The purpose of our research is to introduce and to study a new branch and bound algorithm called QuadSolver. The essential feature of this algorithm is a global constraint (called Quad) that works on a tight and safe linear relaxation of the polynomial relations of the constraint systems. More precisely, QuadSolver is a branch and prune algorithm that combines Quad, local consistencies and interval methods [25] [31] [26].

QuadSolver has been evaluated on a variety of benchmarks from kinematics, mechanics and robotics. On these benchmarks, it outperforms classical interval methods as well as CSP solvers and it compares well with state-of-the-art optimization solvers.

The relaxation of nonlinear terms is adapted from the classical the ``Reformulation-Linearization Technique (RLT)'' linearization method. The simplex algorithm is used to narrow the domain of each variable with respect to the subset of the linear set of constraints generated by the relaxation process.

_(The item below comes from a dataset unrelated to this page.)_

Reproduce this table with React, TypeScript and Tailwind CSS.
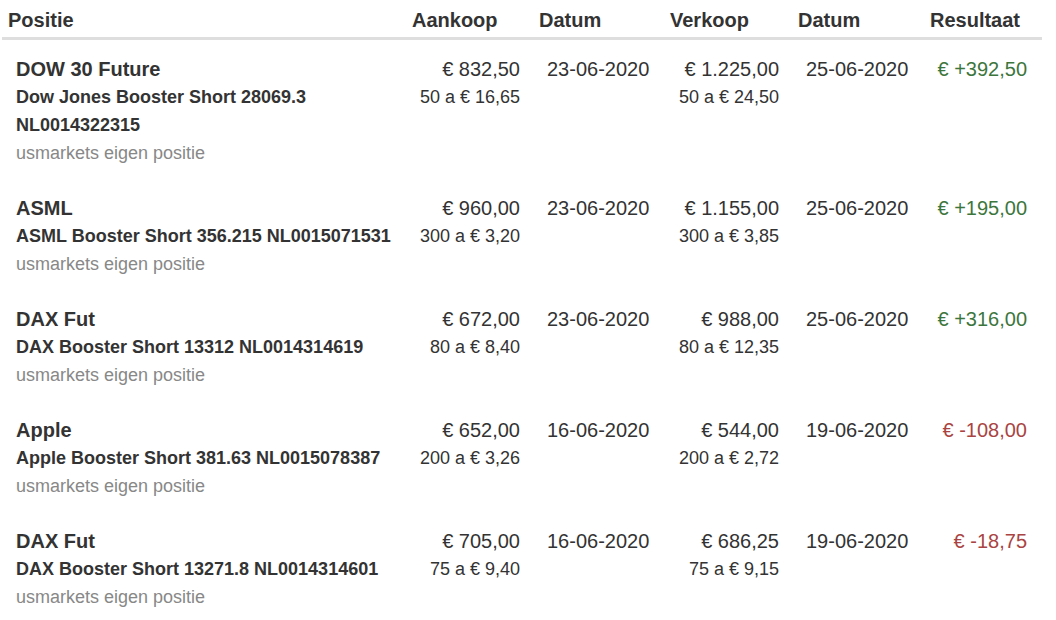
import React from "react";

type Trade = {
  title: string;
  product: string;
  buy: string;
  buyQty: string;
  buyDate: string;
  sell: string;
  sellQty: string;
  sellDate: string;
  result: string;
  positive: boolean;
};

const trades: Trade[] = [
  {
    title: "DOW 30 Future",
    product: "Dow Jones Booster Short 28069.3 NL0014322315",
    buy: "€ 832,50",
    buyQty: "50 a € 16,65",
    buyDate: "23-06-2020",
    sell: "€ 1.225,00",
    sellQty: "50 a € 24,50",
    sellDate: "25-06-2020",
    result: "€ +392,50",
    positive: true,
  },
  {
    title: "ASML",
    product: "ASML Booster Short 356.215 NL0015071531",
    buy: "€ 960,00",
    buyQty: "300 a € 3,20",
    buyDate: "23-06-2020",
    sell: "€ 1.155,00",
    sellQty: "300 a € 3,85",
    sellDate: "25-06-2020",
    result: "€ +195,00",
    positive: true,
  },
  {
    title: "DAX Fut",
    product: "DAX Booster Short 13312 NL0014314619",
    buy: "€ 672,00",
    buyQty: "80 a € 8,40",
    buyDate: "23-06-2020",
    sell: "€ 988,00",
    sellQty: "80 a € 12,35",
    sellDate: "25-06-2020",
    result: "€ +316,00",
    positive: true,
  },
  {
    title: "Apple",
    product: "Apple Booster Short 381.63 NL0015078387",
    buy: "€ 652,00",
    buyQty: "200 a € 3,26",
    buyDate: "16-06-2020",
    sell: "€ 544,00",
    sellQty: "200 a € 2,72",
    sellDate: "19-06-2020",
    result: "€ -108,00",
    positive: false,
  },
  {
    title: "DAX Fut",
    product: "DAX Booster Short 13271.8 NL0014314601",
    buy: "€ 705,00",
    buyQty: "75 a € 9,40",
    buyDate: "16-06-2020",
    sell: "€ 686,25",
    sellQty: "75 a € 9,15",
    sellDate: "19-06-2020",
    result: "€ -18,75",
    positive: false,
  },
];

const App: React.FC = () => {
  return (
    <div className="w-[1056px] h-[620px] overflow-hidden bg-white font-['Liberation_Sans',Arial,sans-serif] text-[#333]">
      <table className="ml-[2px] w-[1040px] table-fixed border-collapse">
        <colgroup>
          <col className="w-[402px]" />
          <col className="w-[127px]" />
          <col className="w-[131px]" />
          <col className="w-[128px]" />
          <col className="w-[132px]" />
          <col className="w-[120px]" />
        </colgroup>
        <thead>
          <tr className="border-b-[3px] border-[#dedede] text-left text-[20px] font-bold leading-[28px]">
            <th className="pl-[6px] pt-[6px] pb-[3px]">Positie</th>
            <th className="pl-2 pt-[6px] pb-[3px]">Aankoop</th>
            <th className="pl-2 pt-[6px] pb-[3px]">Datum</th>
            <th className="pl-2 pt-[6px] pb-[3px]">Verkoop</th>
            <th className="pl-2 pt-[6px] pb-[3px]">Datum</th>
            <th className="pl-2 pt-[6px] pb-[3px]">Resultaat</th>
          </tr>
        </thead>
        <tbody>
          {trades.map((t, i) => (
            <tr key={i} className="align-top leading-[28px]">
              <td className="pl-[14px] pr-[4px] pt-[15px] pb-[12px]">
                <div className="text-[20px] font-bold">{t.title}</div>
                <div className="text-[18px] font-bold">{t.product}</div>
                <div className="text-[18px] text-[#888]">usmarkets eigen positie</div>
              </td>
              <td className="pr-[11px] pt-[15px] pb-[12px] text-right">
                <div className="text-[20px]">{t.buy}</div>
                <div className="text-[18px]">{t.buyQty}</div>
              </td>
              <td className="pl-4 pt-[15px] pb-[12px] text-[20px]">{t.buyDate}</td>
              <td className="pr-[11px] pt-[15px] pb-[12px] text-right">
                <div className="text-[20px]">{t.sell}</div>
                <div className="text-[18px]">{t.sellQty}</div>
              </td>
              <td className="pl-4 pt-[15px] pb-[12px] text-[20px]">{t.sellDate}</td>
              <td
                className={`pr-[15px] pt-[15px] pb-[12px] text-right text-[20px] ${
                  t.positive ? "text-[#3c763d]" : "text-[#a94442]"
                }`}
              >
                {t.result}
              </td>
            </tr>
          ))}
        </tbody>
      </table>
    </div>
  );
};

export default App;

The coefficients of these linear constraints are updated with the new values of the bounds of the domains and the process is restarted until no more significant reduction can be done. We have demonstrated that the Quad algorithm yields a more effective pruning of the domains than local consistency filtering algorithms (e.g., 2b–consistency or box–consistency). Indeed, the drawback of classical local consistencies comes from the fact that the constraints are handled independently and in a blind way. For example, when dealing with quadratic constraints, classical local consistencies do not exploit the semantic of quadratic term; for reducing the domains of the variables. Conversely, linear programming techniques do capture most of the semantics of nonlinear terms (e.g., convex and concave envelopes of these particular terms). The extension of Quad for handling any polynomial constraint system requires to replace non-quadratic terms by new variables and to add the corresponding identities to the initial constraint system. However, a complete quadrification would generate a huge number of linear constraints. We have introduced a heuristics based on a good tradeoff between a tight approximation of the non linear terms and the size of the generated constraints system.

A safe rounding process is a key issue for the Quad framework. The simplex algorithm is used to narrow the domain of each variable with respect to the subset of the linear set of constraints generated by the relaxation process but most implementations of the simplex algorithm are numerically unsafe. Moreover, the coefficients of the generated linear constraints are computed with floating point numbers. So, two problems may occur in the Quad-filtering process:

1. the whole linearization may become incorrect due to rounding errors when computing the coefficients of the generated linear constraints ;

2. some solutions may be lost when computing the bounds of the domains of the variables with the simplex algorithm.

We propose a safe procedure for computing the coefficients of the generated linear constraints. The second problem has recently been addressed by Neumaier and Shcherbina [8] which have proposed a simple and cheap procedure to get a rigorous upper bound of the objective function. The incorporation of these procedures in the Quad-filtering process allows us to call the simplex algorithm without worrying about safety.